▶ PROMPT: Pick out the lines below with "React" and list them.

▶ DATA:
= = =
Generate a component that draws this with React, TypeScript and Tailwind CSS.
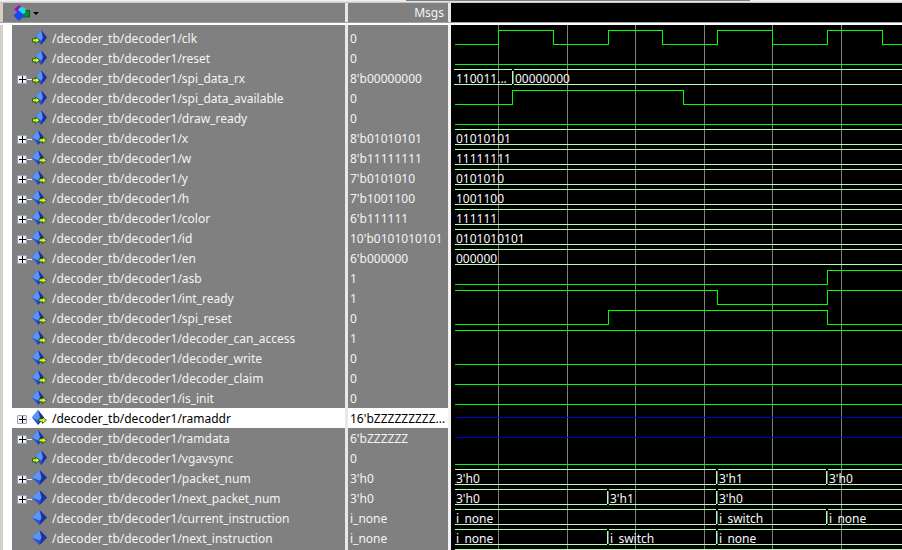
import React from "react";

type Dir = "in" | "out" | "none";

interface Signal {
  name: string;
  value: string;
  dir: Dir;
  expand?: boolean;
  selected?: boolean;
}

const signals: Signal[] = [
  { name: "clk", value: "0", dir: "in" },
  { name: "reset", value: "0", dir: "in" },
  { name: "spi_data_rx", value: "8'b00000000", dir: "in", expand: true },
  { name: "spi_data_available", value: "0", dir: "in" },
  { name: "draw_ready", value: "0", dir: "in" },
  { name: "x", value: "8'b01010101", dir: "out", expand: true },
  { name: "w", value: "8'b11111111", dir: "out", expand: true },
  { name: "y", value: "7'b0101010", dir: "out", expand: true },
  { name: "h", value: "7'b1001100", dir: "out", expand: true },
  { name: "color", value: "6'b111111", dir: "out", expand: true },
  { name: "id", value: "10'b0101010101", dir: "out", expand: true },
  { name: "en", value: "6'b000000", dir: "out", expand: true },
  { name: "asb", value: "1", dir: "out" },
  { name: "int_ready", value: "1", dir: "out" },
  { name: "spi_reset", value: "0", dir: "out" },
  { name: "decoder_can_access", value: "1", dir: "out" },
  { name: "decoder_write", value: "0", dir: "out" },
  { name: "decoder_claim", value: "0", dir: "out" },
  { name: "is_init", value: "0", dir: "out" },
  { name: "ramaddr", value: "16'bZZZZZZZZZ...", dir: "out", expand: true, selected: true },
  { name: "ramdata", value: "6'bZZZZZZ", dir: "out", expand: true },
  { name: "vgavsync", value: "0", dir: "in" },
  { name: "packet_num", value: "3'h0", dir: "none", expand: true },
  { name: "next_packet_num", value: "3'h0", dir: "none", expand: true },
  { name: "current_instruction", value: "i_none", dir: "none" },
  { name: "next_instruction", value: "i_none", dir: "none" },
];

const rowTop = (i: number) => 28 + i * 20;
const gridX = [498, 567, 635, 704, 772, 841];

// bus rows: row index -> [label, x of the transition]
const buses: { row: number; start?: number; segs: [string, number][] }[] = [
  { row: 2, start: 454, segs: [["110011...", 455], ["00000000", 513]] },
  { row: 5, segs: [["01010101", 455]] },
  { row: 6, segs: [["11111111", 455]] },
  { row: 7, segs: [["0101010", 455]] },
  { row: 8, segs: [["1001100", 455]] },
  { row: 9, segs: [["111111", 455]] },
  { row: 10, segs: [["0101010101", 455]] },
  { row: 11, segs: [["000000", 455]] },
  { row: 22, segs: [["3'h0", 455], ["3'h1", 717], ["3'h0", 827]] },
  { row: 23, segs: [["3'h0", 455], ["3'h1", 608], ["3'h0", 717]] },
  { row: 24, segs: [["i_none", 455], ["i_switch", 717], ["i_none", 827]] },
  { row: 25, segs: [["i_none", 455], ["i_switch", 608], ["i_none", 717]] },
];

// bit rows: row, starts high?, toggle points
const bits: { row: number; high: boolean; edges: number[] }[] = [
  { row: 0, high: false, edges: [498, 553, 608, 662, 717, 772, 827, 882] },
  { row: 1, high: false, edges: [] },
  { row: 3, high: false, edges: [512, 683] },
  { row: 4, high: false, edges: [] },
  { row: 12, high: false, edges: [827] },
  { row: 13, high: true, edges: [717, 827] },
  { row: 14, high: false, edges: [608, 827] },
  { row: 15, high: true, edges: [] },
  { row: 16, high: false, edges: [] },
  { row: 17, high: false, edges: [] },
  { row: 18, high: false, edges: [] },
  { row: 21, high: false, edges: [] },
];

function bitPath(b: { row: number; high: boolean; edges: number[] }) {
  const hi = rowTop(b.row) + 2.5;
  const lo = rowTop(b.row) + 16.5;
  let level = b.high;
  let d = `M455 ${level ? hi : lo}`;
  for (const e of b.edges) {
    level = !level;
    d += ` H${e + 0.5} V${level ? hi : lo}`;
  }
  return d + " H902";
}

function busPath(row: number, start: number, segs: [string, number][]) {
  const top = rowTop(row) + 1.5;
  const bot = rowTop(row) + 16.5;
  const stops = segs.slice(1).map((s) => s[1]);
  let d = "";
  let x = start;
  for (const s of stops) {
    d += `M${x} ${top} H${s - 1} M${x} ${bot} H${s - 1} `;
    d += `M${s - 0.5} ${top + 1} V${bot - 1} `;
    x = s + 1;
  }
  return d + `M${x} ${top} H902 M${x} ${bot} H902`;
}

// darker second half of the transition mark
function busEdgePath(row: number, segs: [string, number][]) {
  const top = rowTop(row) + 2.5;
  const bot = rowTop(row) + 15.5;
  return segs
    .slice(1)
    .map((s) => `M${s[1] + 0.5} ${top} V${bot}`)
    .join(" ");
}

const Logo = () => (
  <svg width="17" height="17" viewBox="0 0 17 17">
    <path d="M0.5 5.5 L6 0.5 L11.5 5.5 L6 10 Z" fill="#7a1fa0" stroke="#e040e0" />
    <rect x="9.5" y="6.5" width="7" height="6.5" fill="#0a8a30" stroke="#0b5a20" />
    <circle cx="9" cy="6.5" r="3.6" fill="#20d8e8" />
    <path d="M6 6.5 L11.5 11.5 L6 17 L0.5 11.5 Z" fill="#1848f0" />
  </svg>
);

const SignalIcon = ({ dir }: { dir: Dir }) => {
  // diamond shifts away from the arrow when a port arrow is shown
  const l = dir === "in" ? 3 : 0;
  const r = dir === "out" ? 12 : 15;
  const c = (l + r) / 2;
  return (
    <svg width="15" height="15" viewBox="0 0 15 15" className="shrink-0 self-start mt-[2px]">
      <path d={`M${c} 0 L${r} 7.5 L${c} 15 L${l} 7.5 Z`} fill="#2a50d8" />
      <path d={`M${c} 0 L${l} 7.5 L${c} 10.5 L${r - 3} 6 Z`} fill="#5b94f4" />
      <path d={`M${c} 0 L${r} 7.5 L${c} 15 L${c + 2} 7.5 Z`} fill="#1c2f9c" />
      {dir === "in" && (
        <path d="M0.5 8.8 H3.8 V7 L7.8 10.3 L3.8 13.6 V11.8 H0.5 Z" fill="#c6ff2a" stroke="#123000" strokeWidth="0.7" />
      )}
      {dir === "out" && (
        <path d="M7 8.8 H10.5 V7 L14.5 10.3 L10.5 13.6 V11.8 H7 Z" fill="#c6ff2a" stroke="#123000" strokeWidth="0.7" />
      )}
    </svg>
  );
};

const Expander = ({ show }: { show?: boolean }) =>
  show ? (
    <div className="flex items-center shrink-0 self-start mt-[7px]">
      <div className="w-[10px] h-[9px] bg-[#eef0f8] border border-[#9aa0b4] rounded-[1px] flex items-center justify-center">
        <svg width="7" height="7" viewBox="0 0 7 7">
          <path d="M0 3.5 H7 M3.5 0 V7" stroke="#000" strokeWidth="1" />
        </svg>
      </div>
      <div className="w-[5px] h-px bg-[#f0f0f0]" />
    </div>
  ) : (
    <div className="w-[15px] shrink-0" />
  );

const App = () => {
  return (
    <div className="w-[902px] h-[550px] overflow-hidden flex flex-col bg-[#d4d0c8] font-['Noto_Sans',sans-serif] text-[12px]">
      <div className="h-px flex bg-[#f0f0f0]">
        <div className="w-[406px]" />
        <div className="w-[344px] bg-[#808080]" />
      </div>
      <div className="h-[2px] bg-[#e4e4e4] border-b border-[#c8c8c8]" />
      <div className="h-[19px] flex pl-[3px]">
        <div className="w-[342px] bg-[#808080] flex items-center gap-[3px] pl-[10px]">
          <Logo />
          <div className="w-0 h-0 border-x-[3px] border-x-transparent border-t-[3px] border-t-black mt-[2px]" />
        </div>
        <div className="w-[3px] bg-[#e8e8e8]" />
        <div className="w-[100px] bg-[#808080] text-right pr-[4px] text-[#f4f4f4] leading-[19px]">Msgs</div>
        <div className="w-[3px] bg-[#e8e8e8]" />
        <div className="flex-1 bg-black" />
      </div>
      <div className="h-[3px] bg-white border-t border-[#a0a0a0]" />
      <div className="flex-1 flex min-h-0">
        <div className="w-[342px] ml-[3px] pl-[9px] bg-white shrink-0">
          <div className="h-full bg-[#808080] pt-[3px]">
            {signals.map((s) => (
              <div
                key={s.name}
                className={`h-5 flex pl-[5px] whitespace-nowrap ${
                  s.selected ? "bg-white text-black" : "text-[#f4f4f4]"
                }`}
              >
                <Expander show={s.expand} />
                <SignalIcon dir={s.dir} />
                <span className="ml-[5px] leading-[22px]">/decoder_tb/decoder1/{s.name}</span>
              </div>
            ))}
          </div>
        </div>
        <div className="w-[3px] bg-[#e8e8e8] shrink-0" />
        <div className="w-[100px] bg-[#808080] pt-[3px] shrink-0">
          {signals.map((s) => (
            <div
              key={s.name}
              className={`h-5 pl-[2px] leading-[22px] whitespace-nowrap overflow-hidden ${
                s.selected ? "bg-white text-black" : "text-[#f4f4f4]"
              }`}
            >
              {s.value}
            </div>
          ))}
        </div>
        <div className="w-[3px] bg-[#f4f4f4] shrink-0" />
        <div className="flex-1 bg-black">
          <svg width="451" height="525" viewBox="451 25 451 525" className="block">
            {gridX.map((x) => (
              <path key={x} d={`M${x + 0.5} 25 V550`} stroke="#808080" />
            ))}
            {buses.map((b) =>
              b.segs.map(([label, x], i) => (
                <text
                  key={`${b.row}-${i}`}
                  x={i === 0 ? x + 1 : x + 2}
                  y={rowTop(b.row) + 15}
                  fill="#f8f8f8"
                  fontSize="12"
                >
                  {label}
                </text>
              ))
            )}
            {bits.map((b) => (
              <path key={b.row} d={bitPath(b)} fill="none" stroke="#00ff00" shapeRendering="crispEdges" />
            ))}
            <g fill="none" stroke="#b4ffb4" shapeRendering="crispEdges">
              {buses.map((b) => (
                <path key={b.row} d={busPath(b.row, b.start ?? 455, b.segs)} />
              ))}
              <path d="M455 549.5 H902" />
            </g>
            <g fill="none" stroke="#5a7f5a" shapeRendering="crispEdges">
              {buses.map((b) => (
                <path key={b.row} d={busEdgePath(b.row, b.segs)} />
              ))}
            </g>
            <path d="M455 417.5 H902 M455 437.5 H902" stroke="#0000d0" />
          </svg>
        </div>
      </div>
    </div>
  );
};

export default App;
= = =
▶ FULL RESPONSE:
Generate a component that draws this with React, TypeScript and Tailwind CSS.
import React from "react";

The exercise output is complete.